If I had an hour to live, I would tell you who I wouldn't call.

I wouldn't call my financial planner or my CPA. I wouldn't be checking my voice mail, my email or my palm pilot. I always wonder if the world would come to an end if I didn't get to all these things.

I wouldn't be calling anyone who owe me any money. Life isn't about keeping track after all. As it turns out, it is easier and a lot more fun to simply give things away and be happy about it. In the end, it takes far less energy to give than to receive. What's more, giving provides its own sources of joy.

I have never met a single person in my life, who said to me, I wished I have been less kind or less generous.

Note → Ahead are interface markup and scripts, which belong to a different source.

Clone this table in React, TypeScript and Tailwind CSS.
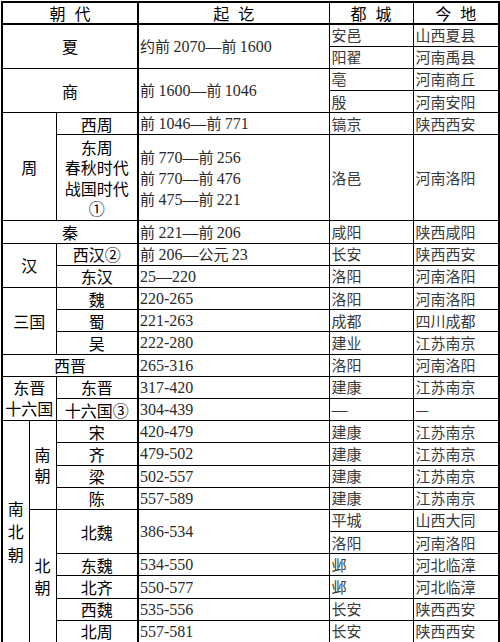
import React from 'react';

const cjk = '"Noto Sans CJK SC", sans-serif';
const serif = '"Liberation Serif", "Noto Sans CJK SC", serif';

// wrap digit runs so they get the Times-like serif
const mix = (text: string) =>
    text.split(/([0-9][0-9\-—]*[0-9]|—)/).map((part, i) =>
        /[0-9—]/.test(part) ? (
            <span key={i} className="text-[16px] leading-[18px]" style={{ fontFamily: serif }}>{part}</span>
        ) : (
            <span key={i}>{part}</span>
        )
    );

const td = 'border border-black p-0 align-middle overflow-hidden';
const label = `${td} text-center text-[16px] text-black leading-[18px]`;
const data = `${td} text-left pl-[2px] text-[15px] text-[#3a3a3a] leading-[18px] whitespace-nowrap`;
const date = `${td} border-l-2 text-left pl-[1px] text-[15px] text-[#2a2a2a] leading-[18px] whitespace-nowrap`;

const Gap = () => <span className="inline-block w-[9px]" />;

const Place = ({ a, b }: { a: string; b: string }) => (
    <>
        <td className={data}>{mix(a)}</td>
        <td className={data}>{b}</td>
    </>
);

export default function App() {
    const r = 'h-[22.2px]';
    return (
        <div className="w-[500px] h-[642px] bg-white p-[1px]" style={{ fontFamily: cjk }}>
            <table className="w-[497px] table-fixed border-collapse border-2 border-black">
                <colgroup>
                    <col className="w-[27px]" />
                    <col className="w-[27px]" />
                    <col className="w-[82px]" />
                    <col className="w-[191px]" />
                    <col className="w-[84px]" />
                    <col className="w-[86px]" />
                </colgroup>
                <tbody>
                    <tr className="h-[22px]">
                        <td colSpan={3} className={`${label} border-b-2`}>朝<Gap />代</td>
                        <td className={`${label} border-b-2 border-l-2`}>起<Gap />讫</td>
                        <td className={`${label} border-b-2`}>都<Gap />城</td>
                        <td className={`${label} border-b-2`}>今<Gap />地</td>
                    </tr>

                    <tr className={r}>
                        <td colSpan={3} rowSpan={2} className={label}>夏</td>
                        <td rowSpan={2} className={date}>{mix('约前 2070—前 1600')}</td>
                        <Place a="安邑" b="山西夏县" />
                    </tr>
                    <tr className={r}>
                        <Place a="阳翟" b="河南禹县" />
                    </tr>

                    <tr className={r}>
                        <td colSpan={3} rowSpan={2} className={label}>商</td>
                        <td rowSpan={2} className={date}>{mix('前 1600—前 1046')}</td>
                        <Place a="亳" b="河南商丘" />
                    </tr>
                    <tr className={r}>
                        <Place a="殷" b="河南安阳" />
                    </tr>

                    <tr className={r}>
                        <td colSpan={2} rowSpan={2} className={label}>周</td>
                        <td className={label}>西周</td>
                        <td className={date}>{mix('前 1046—前 771')}</td>
                        <Place a="镐京" b="陕西西安" />
                    </tr>
                    <tr className="h-[86px]">
                        <td className={`${label} leading-[20.5px]`}>
                            东周<br />春秋时代<br />战国时代<br />①
                        </td>
                        <td className={`${date} leading-[21px]`}>
                            {mix('前 770—前 256')}<br />
                            {mix('前 770—前 476')}<br />
                            {mix('前 475—前 221')}
                        </td>
                        <td className={data}>洛邑</td>
                        <td className={data}>河南洛阳</td>
                    </tr>

                    <tr className={r}>
                        <td colSpan={3} className={label}>秦</td>
                        <td className={date}>{mix('前 221—前 206')}</td>
                        <Place a="咸阳" b="陕西咸阳" />
                    </tr>

                    <tr className={r}>
                        <td colSpan={2} rowSpan={2} className={label}>汉</td>
                        <td className={label}>西汉②</td>
                        <td className={date}>{mix('前 206—公元 23')}</td>
                        <Place a="长安" b="陕西西安" />
                    </tr>
                    <tr className={r}>
                        <td className={label}>东汉</td>
                        <td className={date}>{mix('25—220')}</td>
                        <Place a="洛阳" b="河南洛阳" />
                    </tr>

                    <tr className={r}>
                        <td colSpan={2} rowSpan={3} className={label}>三国</td>
                        <td className={label}>魏</td>
                        <td className={date}>{mix('220-265')}</td>
                        <Place a="洛阳" b="河南洛阳" />
                    </tr>
                    <tr className={r}>
                        <td className={label}>蜀</td>
                        <td className={date}>{mix('221-263')}</td>
                        <Place a="成都" b="四川成都" />
                    </tr>
                    <tr className={r}>
                        <td className={label}>吴</td>
                        <td className={date}>{mix('222-280')}</td>
                        <Place a="建业" b="江苏南京" />
                    </tr>

                    <tr className={r}>
                        <td colSpan={3} className={label}>西晋</td>
                        <td className={date}>{mix('265-316')}</td>
                        <Place a="洛阳" b="河南洛阳" />
                    </tr>

                    <tr className={r}>
                        <td colSpan={2} rowSpan={2} className={`${label} leading-[21px]`}>
                            东晋<br />十六国
                        </td>
                        <td className={label}>东晋</td>
                        <td className={date}>{mix('317-420')}</td>
                        <Place a="建康" b="江苏南京" />
                    </tr>
                    <tr className={r}>
                        <td className={label}>十六国③</td>
                        <td className={date}>{mix('304-439')}</td>
                        <Place a="—" b="—" />
                    </tr>

                    <tr className={r}>
                        <td rowSpan={10} className={`${label} leading-[23px]`}>南<br />北<br />朝</td>
                        <td rowSpan={4} className={`${label} leading-[21px]`}>南<br />朝</td>
                        <td className={label}>宋</td>
                        <td className={date}>{mix('420-479')}</td>
                        <Place a="建康" b="江苏南京" />
                    </tr>
                    <tr className={r}>
                        <td className={label}>齐</td>
                        <td className={date}>{mix('479-502')}</td>
                        <Place a="建康" b="江苏南京" />
                    </tr>
                    <tr className={r}>
                        <td className={label}>梁</td>
                        <td className={date}>{mix('502-557')}</td>
                        <Place a="建康" b="江苏南京" />
                    </tr>
                    <tr className={r}>
                        <td className={label}>陈</td>
                        <td className={date}>{mix('557-589')}</td>
                        <Place a="建康" b="江苏南京" />
                    </tr>

                    <tr className={r}>
                        <td rowSpan={6} className={`${label} leading-[22px]`}>北<br />朝</td>
                        <td rowSpan={2} className={label}>北魏</td>
                        <td rowSpan={2} className={date}>{mix('386-534')}</td>
                        <Place a="平城" b="山西大同" />
                    </tr>
                    <tr className={r}>
                        <Place a="洛阳" b="河南洛阳" />
                    </tr>
                    <tr className={r}>
                        <td className={label}>东魏</td>
                        <td className={date}>{mix('534-550')}</td>
                        <Place a="邺" b="河北临漳" />
                    </tr>
                    <tr className={r}>
                        <td className={label}>北齐</td>
                        <td className={date}>{mix('550-577')}</td>
                        <Place a="邺" b="河北临漳" />
                    </tr>
                    <tr className={r}>
                        <td className={label}>西魏</td>
                        <td className={date}>{mix('535-556')}</td>
                        <Place a="长安" b="陕西西安" />
                    </tr>
                    <tr className={r}>
                        <td className={label}>北周</td>
                        <td className={date}>{mix('557-581')}</td>
                        <Place a="长安" b="陕西西安" />
                    </tr>
                </tbody>
            </table>
        </div>
    );
}
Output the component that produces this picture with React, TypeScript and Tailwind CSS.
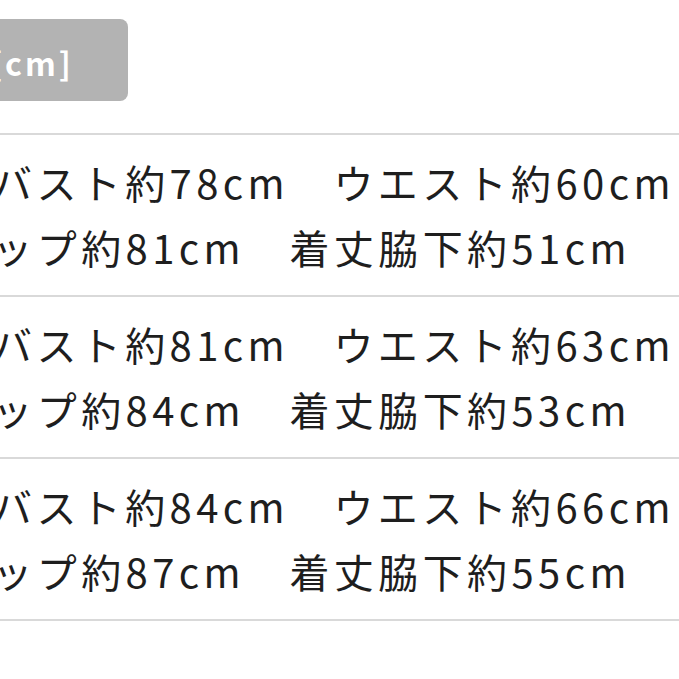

I have struggled with my weight in recent years and I can tell you with absolute certainty, I wouldn't be calling my dietitian or a physician. No, I am certain that any extra weight I am carrying would be as important as my bank account, zero.

If I had one more hour to live, I wouldn't be calling the lawyer, who would be handling all my stuff after I am gone. I have always seems like a burden to me, as if I am tripping over it all.

I have to buy it, clean it, store it, keep it, insure it, keep track of it, find a place for it, move it around, replace it, update it and now in the end decide who gets it next. Who cares!

Now, if I only had an hour to live, and I could only make one phone call, it would be to my life partner, Kris.